The gas pipelines has a long sordid history of appropriation through reserve lands (now called cut off lands) and across sensitive gathering habitats. So there is a lot of backstory to the current 'conflict' that comes back to not recognizing the inherent right of Indigenous Peoples to this place. UNDRIP has a level of complexity that will come into play as well. Ohhh if we had a different mini course to explore this!

Thanks for the opportunity to think this through Derek.

In reply to Derek Murray

Re: Derek's Land Acknowledgement

by Jennifer Englund -

Hi Derek,

I don't think our 'posting paths' crossed earlier in the Intro forum, so hello! 

Thanks for your detailed post - I greatly appreciated hearing where you are coming from the reasons you chose to frame your acknowledgement statement in the way that you did, and will do in the future.

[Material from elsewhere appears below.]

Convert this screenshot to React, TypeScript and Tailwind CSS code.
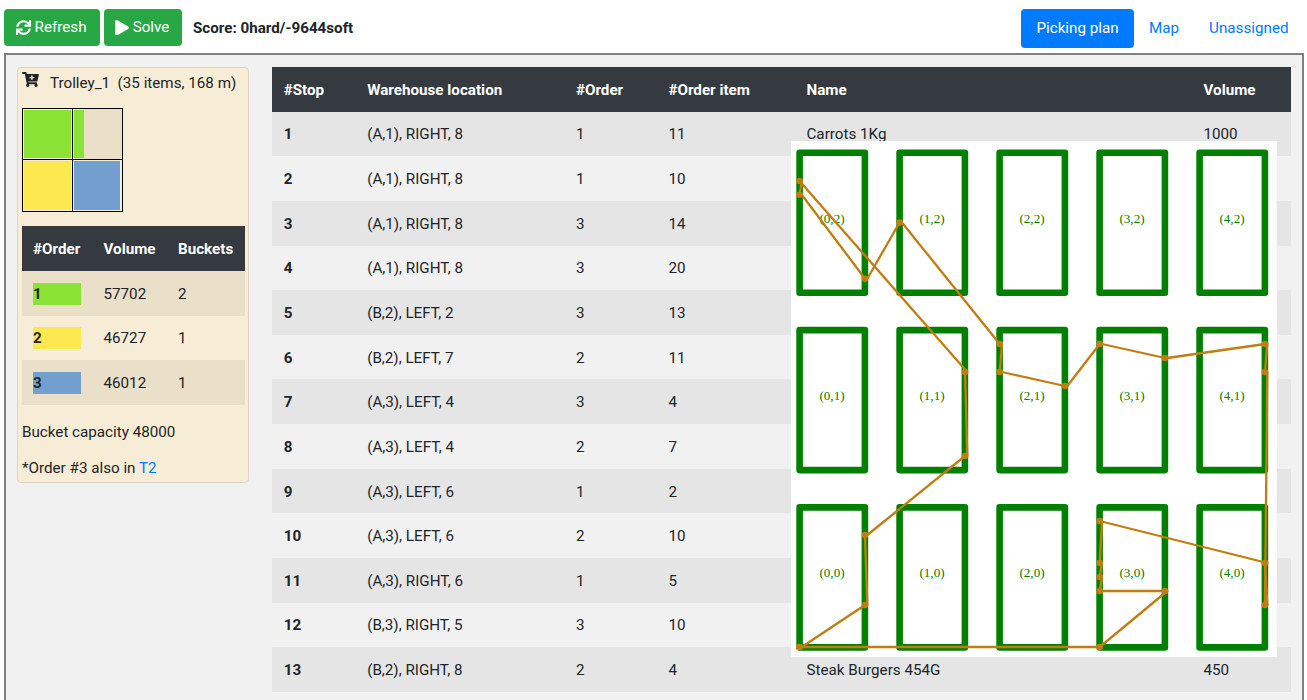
import { FaCartPlus, FaPlay, FaSync } from "react-icons/fa";

const stops: [string, string, number, number, string, string][] = [
  ["1", "(A,1), RIGHT, 8", 1, 11, "Carrots 1Kg", "1000"],
  ["2", "(A,1), RIGHT, 8", 1, 10, "", ""],
  ["3", "(A,1), RIGHT, 8", 3, 14, "", ""],
  ["4", "(A,1), RIGHT, 8", 3, 20, "", ""],
  ["5", "(B,2), LEFT, 2", 3, 13, "", ""],
  ["6", "(B,2), LEFT, 7", 2, 11, "", ""],
  ["7", "(A,3), LEFT, 4", 3, 4, "", ""],
  ["8", "(A,3), LEFT, 4", 2, 7, "", ""],
  ["9", "(A,3), LEFT, 6", 1, 2, "", ""],
  ["10", "(A,3), LEFT, 6", 2, 10, "", ""],
  ["11", "(A,3), RIGHT, 6", 1, 5, "", ""],
  ["12", "(B,3), RIGHT, 5", 3, 10, "", ""],
  ["13", "(B,2), RIGHT, 8", 2, 4, "Steak Burgers 454G", "450"],
];

const orders = [
  { id: 1, volume: 57702, buckets: 2, color: "bg-[#8ae234]" },
  { id: 2, volume: 46727, buckets: 1, color: "bg-[#fce94f]" },
  { id: 3, volume: 46012, buckets: 1, color: "bg-[#729fcf]" },
];

const route: [number, number][] = [
  [8.5, 506], [74, 464], [74, 394], [174, 315], [174, 231], [8.5, 40], [8.5, 53.7],
  [74, 137.7], [108.6, 81.5], [208.7, 203], [208.7, 231], [274, 245], [308.7, 203],
  [374, 217], [474, 203], [474, 231], [474, 464], [474, 422], [308.7, 380],
  [308.7, 422], [308.7, 436], [308.7, 450], [374, 450], [308.7, 506], [8.5, 506],
];

function WarehouseMap() {
  return (
    <svg className="block h-[516px] w-[486px] bg-white" viewBox="0 0 486 516">
      {[2, 1, 0].map((row, r) =>
        [0, 1, 2, 3, 4].map((col) => (
          <g key={`${col}-${row}`}>
            <rect
              x={8.6 + col * 100}
              y={11.8 + r * 177.3}
              width={65.3}
              height={140}
              fill="none"
              stroke="#008000"
              strokeWidth={6.6}
              strokeLinejoin="round"
            />
            <text
              x={41 + col * 100}
              y={81.7 + r * 177.3}
              fill="#008000"
              fontSize={13.1}
              fontFamily="Liberation Serif, serif"
              textAnchor="middle"
            >
              ({col},{row})
            </text>
          </g>
        )),
      )}
      {route.slice(1).map(([x, y], i) => (
        <line
          key={i}
          x1={route[i][0] + 2.3}
          y1={route[i][1]}
          x2={x}
          y2={y}
          stroke="#c17d11"
          strokeWidth={2.3}
          strokeLinecap="round"
        />
      ))}
      {route.map(([x, y], i) => (
        <circle key={i} cx={x} cy={y} r={3.3} fill="#c17d11" />
      ))}
    </svg>
  );
}

function Trolley() {
  return (
    <aside className="h-[416px] w-[232px] shrink-0 rounded-[4px] border border-[#e0d5c0] bg-[#f7ecd5] px-[4px]">
      <div className="flex h-[40px] pt-[4px]">
        <FaCartPlus className="h-[15px] w-[17px]" />
        <span className="ml-[11px] whitespace-pre">Trolley_1  (35 items, 168 m)</span>
      </div>
      <div className="grid h-[103.5px] w-[101px] grid-cols-2 grid-rows-2 gap-px border border-black bg-black">
        <div className="bg-[#f7ecd5] p-px">
          <div className="h-full bg-[#8ae234]" />
        </div>
        <div className="bg-[#eadfc9] p-px">
          <div className="h-full w-[10px] bg-[#8ae234]" />
        </div>
        <div className="bg-[#f7ecd5] p-px">
          <div className="h-full w-[47px] bg-[#fce94f]" />
        </div>
        <div className="bg-[#f7ecd5] p-px">
          <div className="h-full w-[46px] bg-[#729fcf]" />
        </div>
      </div>
      <div className="mt-[14.5px] w-[223px]">
        <div className="grid h-[45px] grid-cols-[70.5px_74.5px_1fr] items-center bg-[#343a40] pl-[11px] pt-px font-bold text-white">
          <span>#Order</span>
          <span>Volume</span>
          <span>Buckets</span>
        </div>
        {orders.map((o) => (
          <div
            key={o.id}
            className="grid h-[44.6px] grid-cols-[70.5px_74.5px_1fr] items-center pl-[11px] pt-px even:bg-[#eadfc9]"
          >
            <span className={`h-[22px] w-[48px] font-bold leading-[22px] ${o.color}`}>{o.id}</span>
            <span>{o.volume}</span>
            <span>{o.buckets}</span>
          </div>
        ))}
      </div>
      <p className="mt-[16.2px]">Bucket capacity 48000</p>
      <p className="mt-[14px]">
        *Order #3 also in <a className="text-[#007bff]">T2</a>
      </p>
    </aside>
  );
}

const columns = "grid grid-cols-[83.5px_208.8px_92.5px_138px_397px_1fr] items-center pl-[12.2px] pt-px";

export default function App() {
  return (
    <div className="flex h-[700px] w-[1307px] flex-col overflow-hidden bg-white pl-[4px] pr-[3px] font-[Roboto,sans-serif] text-[15.2px] leading-[22px] text-[#212529]">
      <header className="flex h-[53px] shrink-0 items-start pt-[9px]">
        <button className="flex h-[36.5px] w-[95.5px] items-center justify-center gap-[3.5px] rounded-[4px] bg-[#28a745] pr-px text-white">
          <FaSync className="size-[15.2px]" />
          Refresh
        </button>
        <button className="ml-[4px] flex h-[36.5px] w-[78.5px] items-center justify-center gap-[3.5px] rounded-[4px] bg-[#28a745] pr-px text-white">
          <FaPlay className="h-[15.5px] w-[14px]" />
          Solve
        </button>
        <span className="ml-[11px] mt-[8px] font-bold">Score: 0hard/-9644soft</span>
        <nav className="ml-auto flex h-[38.5px] items-center text-[#007bff]">
          <a className="flex h-full w-[113px] items-center justify-center rounded-[4px] bg-[#007bff] text-white">Picking plan</a>
          <a className="px-[15px]">Map</a>
          <a className="pl-[15px] pr-[15.5px]">Unassigned</a>
        </nav>
      </header>
      <main className="flex h-[680px] shrink-0 gap-[22.5px] border-2 border-[#808080] bg-[#f1f1f1] pl-[11px] pr-[11px] pt-[12px]">
        <Trolley />
        <section className="relative w-[1019px]">
          <div className={`${columns} h-[44.6px] bg-[#343a40] font-bold text-white`}>
            <span>#Stop</span>
            <span>Warehouse location</span>
            <span>#Order</span>
            <span>#Order item</span>
            <span>Name</span>
            <span>Volume</span>
          </div>
          {stops.map(([stop, location, order, item, name, volume]) => (
            <div key={stop} className={`${columns} h-[44.65px] even:bg-[#e5e5e5]`}>
              <span className="font-bold">{stop}</span>
              <span>{location}</span>
              <span>{order}</span>
              <span>{item}</span>
              <span>{name}</span>
              <span>{volume}</span>
            </div>
          ))}
          <div className="absolute left-[519px] top-[74px]">
            <WarehouseMap />
          </div>
        </section>
      </main>
    </div>
  );
}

I have a professional role similar to yours, and it was helpful to hear how you envision acknowledgement statements for online courses, as that was a question I posted about (just earlier this afternoon) in the Open Forum.

In reply to Derek Murray

Re: Derek's Land Acknowledgement

by Viviana Chiorean -

Hi Derek, 

Thank you for this detailed post. I also really appreciate the transcript, from an accessibility point of view, as I also work part - time with the hard of hearing community.  Some individuals may have difficulty understanding the audio or trying to lip read in the video, so thank you for providing the transcript as well.

Thank you for sharing your story, and as a settler myself, having moved from Eastern Europe to Canada in 1997, I can relate to your statement : "I am aware of the lengths people will go in order to make a better life for themselves and I have been taught about what it is like to lose one’s home and connection to a place".